Dari kalangan orang-orang tua, termasuk Abdullah bin Ubay bin Salul memilih tawaran (bertahan di dalam kota Madinah) sedangkan sebagian besar dari para sahabat yang tidak berkesempatan ikut perang Badr berkeinginan menghadapi musuh di luar kota Madinah, lalu mereka berkata : “Wahai Rasulullah saw , bawalah kami ke luar menghadapi musuh kita agar mereka tidak menganggap kita takut dan tidak mampu menghadapi mereka.” 

Golongan ini terus saja mendesak Rasulullah saw agar mau mengadakan perang di luar Madinah, sampai akhirnya beliau menyetujuinya. Kemudian Rasulullah saw masuk rumahnya lalu mengenakan baju perang dan mengambil senjatanya. Melihat ini, lalu orang-orang yang mendesak Rasulullah saw tersebut menyesali diri karena mereka telah memaksa Rasulullah saw untuk melakukan sesuatu yang tidak diingininya.

Sehingga mereka berkata kepada Rasulullah saw : “Ya Rasulullah saw , kami tadi telah mendesak anda untuk keluar padahal tidak selayaknya kami berbuat demikian. Karena itu jika anda suka duduklah saja.” Tetapi Rasulullah saw menjawab : “Tidak pantas bagi seorang Nabi apabila telah memakai pakaian perangnya untuk meletakkannya kembali sebelum berperang.” 
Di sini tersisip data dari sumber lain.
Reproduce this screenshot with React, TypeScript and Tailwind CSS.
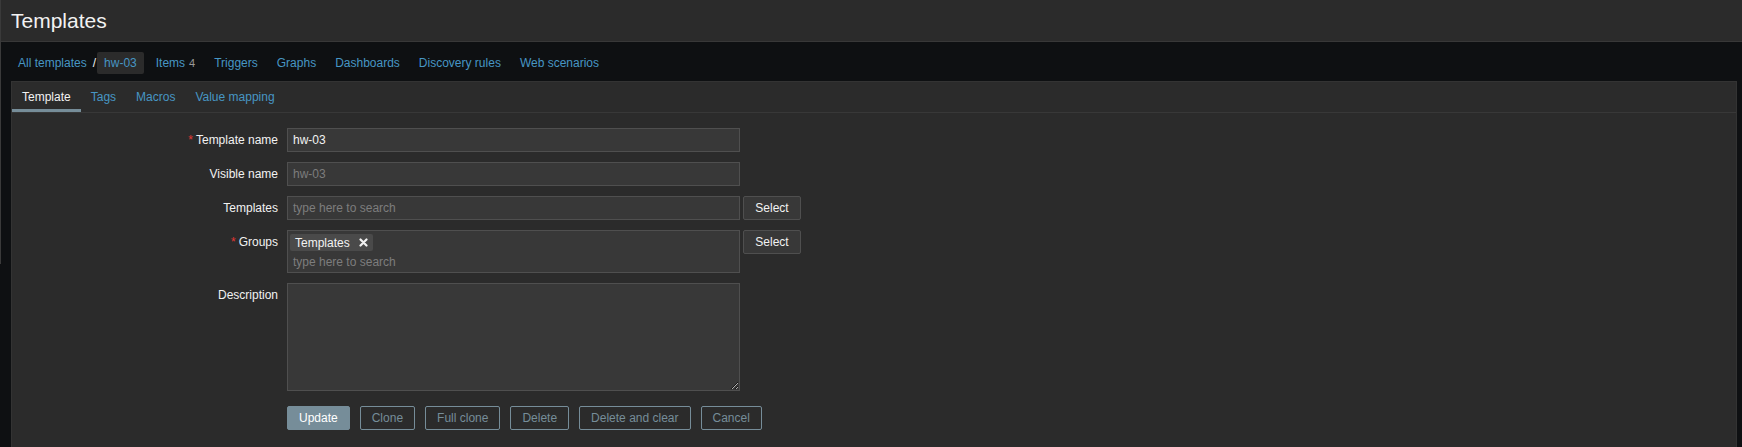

Kemudian Nabi saw keluar dari Madinah bersama seribu orang pasukannya menuju Uhud, pada hari Sabtu tanggal 7 Syawwal, tiga puluh dua bulan setelah Hijrah beliau. Ketika di tengah perjalanan antara Madinah dan Uhud, Abdullah bin Ubay bersama sepertiga pasukan umumnya terdiri dari pada pendukungnya melakukan desersi dan kembali pulang dengan alasan yang dikemukakannya, “Dia (Nabi saw) tidak menyetujui pendapatku bahkan menyetujui pendapat anak-anak ingusan dan orang-orang awam. Kami tidak tahu untuk apa kami harus membunuh diri kami sendiri.”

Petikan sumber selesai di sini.